The characters are all mostly likable, which isn’t always a given with these types of films. Often, I feel like filmmakers’ can’t resist the urge to add at least one or more douchebags for you to root against. This is a double-edged sword. Look no further than the Saw franchise and you’ll understand why, but sometimes, rather than making me hate a character, I found that they tended to be over-the-top or to effectively detriment every scene they are a part of. This film doesn’t do that, and that’s something I appreciate. Although characters make boneheaded decisions on occasion, all of them are usually rooted in good intent.
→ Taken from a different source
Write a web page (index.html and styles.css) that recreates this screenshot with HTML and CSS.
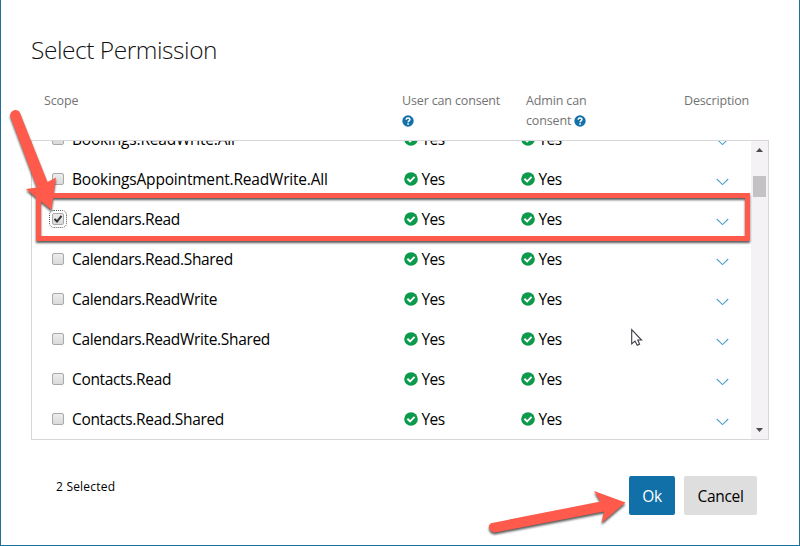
FILE: index.html
```
<!DOCTYPE html>
<html lang="en">
<head>
<meta charset="utf-8">
<title>Select Permission</title>
<link rel="stylesheet" href="styles.css">
</head>
<body>
<svg width="0" height="0" class="defs" aria-hidden="true">
  <symbol id="yes" viewBox="0 0 14 14"><circle cx="7" cy="7" r="6.8" fill="#0b9a4b"/><path d="M3.4 6.8 6.1 9.4 10.6 4.9" fill="none" stroke="#fff" stroke-width="2"/></symbol>
  <symbol id="help" viewBox="0 0 12 12"><circle cx="6" cy="6" r="5.7" fill="#1470a8"/><path d="M4.1 4.7C4.2 2.4 7.9 2.5 7.9 4.6 7.9 6 6.1 5.8 6.1 7.3" fill="none" stroke="#fff" stroke-width="1.5"/><path d="M5.3 8.2h1.6v1.5H5.3z" fill="#fff"/></symbol>
  <symbol id="down" viewBox="0 0 13 8"><path d="M.8 1 6.5 6.6 12.2 1" fill="none" stroke="#4f9fcb" stroke-width="1.1"/></symbol>
</svg>
<main class="dialog">
  <h1>Select Permission</h1>
  <div class="head">
    <span>Scope</span>
    <span>User can consent<br><svg class="help"><use href="#help"/></svg></span>
    <span>Admin can<br>consent <svg class="help"><use href="#help"/></svg></span>
    <span>Description</span>
  </div>
  <div class="list">
    <div class="rows" id="rows"></div>
    <div class="scrollbar">
      <svg class="arrow" viewBox="0 0 7 4"><path d="M0 4 3.5 0 7 4z"/></svg>
      <div class="thumb"></div>
      <svg class="arrow last" viewBox="0 0 7 4"><path d="M0 0h7L3.5 4z"/></svg>
    </div>
  </div>
  <footer>
    <span class="count">2 Selected</span>
    <button class="ok">Ok</button>
    <button class="cancel">Cancel</button>
  </footer>
</main>
<svg class="notes" viewBox="0 0 800 546">
  <g class="shadow">
    <rect x="38.5" y="195.5" width="709" height="43" fill="none" stroke="#ff5a4b" stroke-width="5"/>
    <path d="M10.5 117C8.5 111 17.5 107 20 113L47.5 182 56 177.500 51.500 210 26 189 37 187.500z" fill="#ff5a4b"/>
    <path d="M492 523C487 524 488 532 495 532.500L604 511.500 601.500 523 625.500 502.500 594 491 600.500 501.500z" fill="#ff5a4b"/>
  </g>
  <path d="M631.700 329.700V343.800L635 341 637.200 345.300 639.600 344.200 637.800 340H641.500z" fill="#fff" stroke="#3d3b45" stroke-width="1.100"/>
</svg>
<script src="app.js"></script>
</body>
</html>
```
FILE: styles.css
```
* { box-sizing: border-box; }
body { margin: 0; background: #fff; color: #000; font-family: "Open Sans", "Noto Sans", sans-serif; }
.defs { position: absolute; }
.dialog {
  width: 800px; height: 546px; padding: 32px 30px 0 30px; overflow: hidden;
  border: 1px solid #1b70a0; border-top: 0;
}
h1 { margin: 0; height: 36px; font-size: 24.5px; line-height: 36px; font-weight: 300; letter-spacing: -0.45px; color: #111; }
.head {
  display: grid; grid-template-columns: 358px 124px 158px 80px; height: 72px; padding: 23px 0 0 13px;
  font-size: 12.5px; line-height: 20px; letter-spacing: -0.15px; color: #737373;
}
.help { width: 12px; height: 12px; vertical-align: -2px; }
.list { display: flex; width: 738px; height: 300px; border: 1px solid #d8d6da; overflow: hidden; }
.rows { flex: 1; margin-top: -22px; }
.row {
  display: grid; grid-template-columns: 20px 331.5px 117px 195px 13px; align-items: center; height: 40px; padding-left: 20px;
  font-size: 15.5px; line-height: 20px; letter-spacing: -0.34px; white-space: nowrap;
}
.row.loose { letter-spacing: -0.19px; }
.box {
  width: 12px; height: 12px; border: 1px solid #a9a9a9; border-radius: 2px;
  background: linear-gradient(#ececec, #dadada);
}
.box.checked { outline: 1px dotted #555; outline-offset: 2px; }
.box svg { display: block; width: 10px; height: 10px; }
.yes { display: flex; align-items: center; gap: 4px; letter-spacing: -0.6px; }
.yes svg { width: 14px; height: 14px; }
.down { width: 13px; height: 8px; margin-top: 5px; }
.scrollbar { display: flex; flex-direction: column; align-items: center; width: 17px; padding: 7px 0; background: #f5f2f6; }
.arrow { width: 7px; height: 4px; fill: #4d4b50; }
.arrow.last { margin-top: auto; }
.thumb { width: 13px; height: 21px; margin-top: 24px; background: #c4c2c5; }
footer { display: flex; align-items: flex-start; padding: 36px 0 0 25px; }
.count { width: 573px; padding-top: 1px; font-size: 12px; line-height: 20px; letter-spacing: 0.2px; }
button {
  height: 39px; margin: 0; padding: 1px 0 0; border: 0; border-radius: 2px; font: 15.5px/38px "Open Sans", "Noto Sans", sans-serif;
  letter-spacing: -0.3px; color: #000;
}
.ok { width: 46px; margin-right: 9px; background: #1170a8; color: #fff; }
.cancel { width: 73px; background: #dedede; }
.notes { position: absolute; left: 0; top: 0; width: 800px; height: 546px; pointer-events: none; }
.shadow { filter: drop-shadow(.5px 2px .8px rgba(0, 0, 0, .65)); }
```
FILE: app.js
```
const scopes = [
  "Bookings.ReadWrite.All", "BookingsAppointment.ReadWrite.All", "Calendars.Read", "Calendars.Read.Shared",
  "Calendars.ReadWrite", "Calendars.ReadWrite.Shared", "Contacts.Read", "Contacts.Read.Shared"
];
const tick = '<svg viewBox="0 0 10 10"><path d="M1.500 5 4 7.500 8.500 1.800" fill="none" stroke="#333" stroke-width="2"/></svg>';
const yes = '<span class="yes"><svg><use href="#yes"/></svg>Yes</span>';
document.getElementById("rows").innerHTML = scopes.map(name => {
  const on = name === "Calendars.Read";
  const loose = name.startsWith("Bookings");
  return `<div class="row${loose ? " loose" : ""}"><span class="box${on ? " checked" : ""}">${on ? tick : ""}</span><span>${name}</span>${yes}${yes}<svg class="down"><use href="#down"/></svg></div>`;
}).join("");
```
The Escape Rooms themselves leave a lot to be desired. I can’t say I remembered being invested in the setups of the previous film, but I can say that I feel I should feel invested in the setups. Every escape room feels increasingly convoluted and more nonsensical, making it where I, at best, have a vague understanding of what’s happening, and, at worst, am watching a bunch of chickens run around with their heads cut off.
The issue with a lot of these films is that they can have a really neat setting, but struggle to make it mean something on a cinematic level. It can look nice and have attention-to-detail, but unless you can make it engaging and coherent for the audience, it won’t measure up to whatever I had imagined in my head. This film feels like that, where it has a lot of ideas that may’ve seemed cool in-theory, but they aren’t brought together for the film itself. There’re lasers, acid rain, and other ideas, but the solutions and how you survive all feel thrown together, mind-boggling, and ham-fisted.
This is a high-concept film. What I mean when I say that is, for the most part, it is built around the idea of being entrapped in escape rooms more than it is about characters, their backstories, or their motivations. The difference between this and Saw is, beyond the traps, at the core, that film series is about John Kramer and the tangled web he weaved, his motivations, and the backstories of the characters (whether you like those aspects or not). Something I’ve learned through all the different films that’ve taken their spin on the subgenre is that they so often don’t have a compelling explanation for how the sausage is made, so to speak.
This film has an evil corporation called Minos, which is meant to feel mysterious and all powerful, but the more you peel back the curtain on that, you realize the film series doesn’t have anything interesting or new to say about an evil, mysterious, all powerful corporation. That’s why a film like 13 Sins works better, because it doesn’t try to explain the unexplainable, realizing that unless you have a particularly unique idea (like Squid Game), the unknown will be more effective, and you can focus more on the high-concept aspect, be it the games, or, in this case, the escape rooms.
Similar to the original Escape Room, Tournament of Champions feels like a gateway drug into the harder stuff, with little violence and a glossier, more store-bought cinematography and aesthetic. For retreading itself, which in itself, was a retread of familiar tropes of the subgenre, the sequel is inferior to the original film.
All the same, it remains a satiable, forgettable popcorn horror film, warranting no strong reaction one way or the other. See it or don’t. It doesn’t matter. We won’t talk about it again. I rented this film for $0.99 on Vudu, and that’s about what I’d recommend topping out on for this film.